Well MY BIRDS JUST LAYED THEIR SECOND EGG TODAY!!!. I am very happy!!! From the info I have read, I am supposed to not disturb the parents that much. I am wondering how much,and how often I should give them grit. I was also wondering what their children would look like. 

http://i364.photobucket.com/albums/o...geons001-1.jpg I have been told that he is a Pied Sooty Blue Bar, or Blue Pencil splash.

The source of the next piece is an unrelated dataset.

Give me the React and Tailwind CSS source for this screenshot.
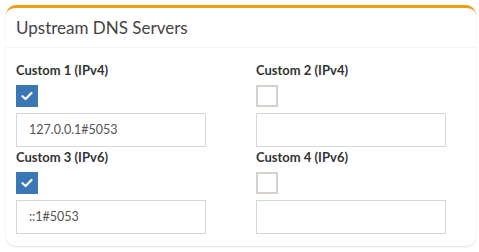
export default function App() {
  const Check = ({ checked }) =>
    checked ? (
      <div className="w-[22px] h-[22px] bg-[#3a78b5] flex items-center justify-center">
        <svg width="12" height="10" viewBox="0 0 12 10" fill="none">
          <path d="M1.5 5.2 L4.6 8 L10.5 2" stroke="white" strokeWidth="2.2" strokeLinecap="round" strokeLinejoin="round" />
        </svg>
      </div>
    ) : (
      <div className="w-[22px] h-[22px] border-2 border-[#d6d2cb] bg-white" />
    );

  const Field = ({ label, checked, value }) => (
    <div className="flex flex-col">
      <div className="text-[13px] font-bold text-[#333] leading-[20px] h-[20px]">{label}</div>
      <div className="mt-[5px]">
        <Check checked={checked} />
      </div>
      <div className="mt-[6px] w-[190px] h-[34px] border border-[#d2d6de] flex items-center pl-[12px] text-[12.5px] text-[#555]">
        {value}
      </div>
    </div>
  );

  return (
    <div className="w-[479px] h-[252px] bg-white pt-[5px] px-[6px]" style={{ fontFamily: "Lato, 'Noto Sans', sans-serif" }}>
      <div className="w-[470px] h-[241px] rounded-[10px] border-t-[3px] border-[#f39c12] bg-white shadow-[0_1px_2px_rgba(0,0,0,0.12)]">
        <div className="h-[40px] border-b border-[#f2f2f2] flex items-center pl-[10px] text-[17px] text-[#444]">
          Upstream DNS Servers
        </div>
        <div className="pl-[10px] pt-[12px] grid grid-cols-[240px_1fr]">
          <Field label="Custom 1 (IPv4)" checked value="127.0.0.1#5053" />
          <Field label="Custom 2 (IPv4)" value="" />
          <Field label="Custom 3 (IPv6)" checked value="::1#5053" />
          <Field label="Custom 4 (IPv6)" value="" />
        </div>
      </div>
    </div>
  );
}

http://i364.photobucket.com/albums/o...Pigeons002.jpg I have also been told that she is a Pied Red check white flight, or Red check splash 

It would be great if someone could help me


----------



## Lovebirds (Sep 6, 2002)

Amitesh said:


> Well MY BIRDS JUST LAYED THEIR SECOND EGG TODAY!!!. I am very happy!!! From the info I have read, I am supposed to not disturb the parents that much. I am wondering how much,and how often I should give them grit. I was also wondering what their children would look like.
> 
> http://i364.photobucket.com/albums/o...geons001-1.jpg I have been told that he is a Pied Sooty Blue Bar, or Blue Pencil splash.
> 
> ...


Keep just ONE thread........you've posted this twice...........and have one answer already.


----------



## MaryOfExeter (Sep 30, 2007)

All sons will be red. They will carry the blue gene.
All daughters will be blue.

It's a sex-linked mating so you'll always know the sex based on the color.
The children will also be pied in some way or another, depending on just what kinds of white they have in them.

All the babies will also be checks unless the hen is split for bar. In that case, you'd get both checks and bars.

Also that sooty gene will show up in the babies. It's dominate, and it only takes one dose of it for it to show. So if the bird doesn't look sooty, it doesn't carry the gene.


----------